The sergeant wound up resigning when faced with a polygraph exam. But the summaries show the department labeled most of the woman’s accusations as “not sustained” because he had denied or minimized them.
For example, the woman said he commented on the size of her buttocks. “There were no witnesses to the comment and (the sergeant) made no admission to the fact,” according to the departmental summary.
Nix said there are aspects of his office’s investigations, like attempts to find corroborating witnesses or other victims of harassment, that are not included in the released summaries. But he said the department is in a bind when it comes to judging a he said/she said case.

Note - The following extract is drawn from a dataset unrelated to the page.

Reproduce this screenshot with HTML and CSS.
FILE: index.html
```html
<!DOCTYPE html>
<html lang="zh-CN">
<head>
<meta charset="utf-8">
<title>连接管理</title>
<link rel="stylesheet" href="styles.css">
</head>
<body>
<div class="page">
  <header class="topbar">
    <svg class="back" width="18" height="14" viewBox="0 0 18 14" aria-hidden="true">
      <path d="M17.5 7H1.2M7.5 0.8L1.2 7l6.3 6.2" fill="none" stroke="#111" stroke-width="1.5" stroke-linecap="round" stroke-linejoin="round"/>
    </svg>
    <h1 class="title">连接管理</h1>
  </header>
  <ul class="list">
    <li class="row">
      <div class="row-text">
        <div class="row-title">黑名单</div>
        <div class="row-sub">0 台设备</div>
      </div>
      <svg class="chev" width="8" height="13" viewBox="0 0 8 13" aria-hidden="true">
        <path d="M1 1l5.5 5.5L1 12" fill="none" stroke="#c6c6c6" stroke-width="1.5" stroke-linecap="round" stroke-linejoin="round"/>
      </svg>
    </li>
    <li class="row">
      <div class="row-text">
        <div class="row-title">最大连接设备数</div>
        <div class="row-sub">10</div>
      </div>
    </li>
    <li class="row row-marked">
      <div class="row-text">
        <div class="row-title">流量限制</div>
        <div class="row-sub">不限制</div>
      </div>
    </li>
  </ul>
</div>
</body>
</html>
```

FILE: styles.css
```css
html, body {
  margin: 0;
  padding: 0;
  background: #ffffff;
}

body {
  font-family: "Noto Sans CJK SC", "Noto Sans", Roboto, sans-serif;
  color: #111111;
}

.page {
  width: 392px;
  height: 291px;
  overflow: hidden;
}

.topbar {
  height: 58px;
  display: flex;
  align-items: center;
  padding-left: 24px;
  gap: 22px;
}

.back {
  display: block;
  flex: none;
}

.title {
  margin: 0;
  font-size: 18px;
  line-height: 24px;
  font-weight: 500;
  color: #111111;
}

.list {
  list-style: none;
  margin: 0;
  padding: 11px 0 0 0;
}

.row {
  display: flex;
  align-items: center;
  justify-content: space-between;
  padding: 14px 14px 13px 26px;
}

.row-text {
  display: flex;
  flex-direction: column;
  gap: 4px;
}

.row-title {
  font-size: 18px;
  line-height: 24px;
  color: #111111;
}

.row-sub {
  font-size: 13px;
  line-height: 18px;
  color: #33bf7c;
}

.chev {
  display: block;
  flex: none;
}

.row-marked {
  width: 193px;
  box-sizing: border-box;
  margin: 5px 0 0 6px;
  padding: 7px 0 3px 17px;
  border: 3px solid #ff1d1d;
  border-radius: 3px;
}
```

"All you can do is interview them and try to get the bottom of it," he said. "We've got to act with what we can prove and not prove. It's not that we don't believe the victim."
Farahany said that approach may be OK for investigating, for instance, the smuggling of contraband into a prison, but it’s not the generally accepted way to look at workplace harassment. Such claims should be judged by a civil court standard, she said, not criminal.
“The civil standard is a preponderance of the evidence — it’s more likely true than not true,” Farahany said.
The department’s inclination to initially investigate sexual harassment as a crime can also come at a cost to victims. Last November, a female corrections officer at Macon State Prison filed a complaint that a male co-worker inappropriately touched her buttocks.
Within days, investigators discovered video showing the male officer had, indeed, touched her backside as she claimed. But rather than treat it as a human resources issue, investigators contacted the local district attorney who said he would look at prosecution.
Nearly a year later, the case is still pending, and the officer remains employed. Sexual harassment wasn’t substantiated, the department said. Nix pointed to the victim.
“She did not want to cooperate with any sort of prosecution in the matter,” he said. “We encouraged her to go forward with the matter as far as criminally, but she just did not want to cooperate.”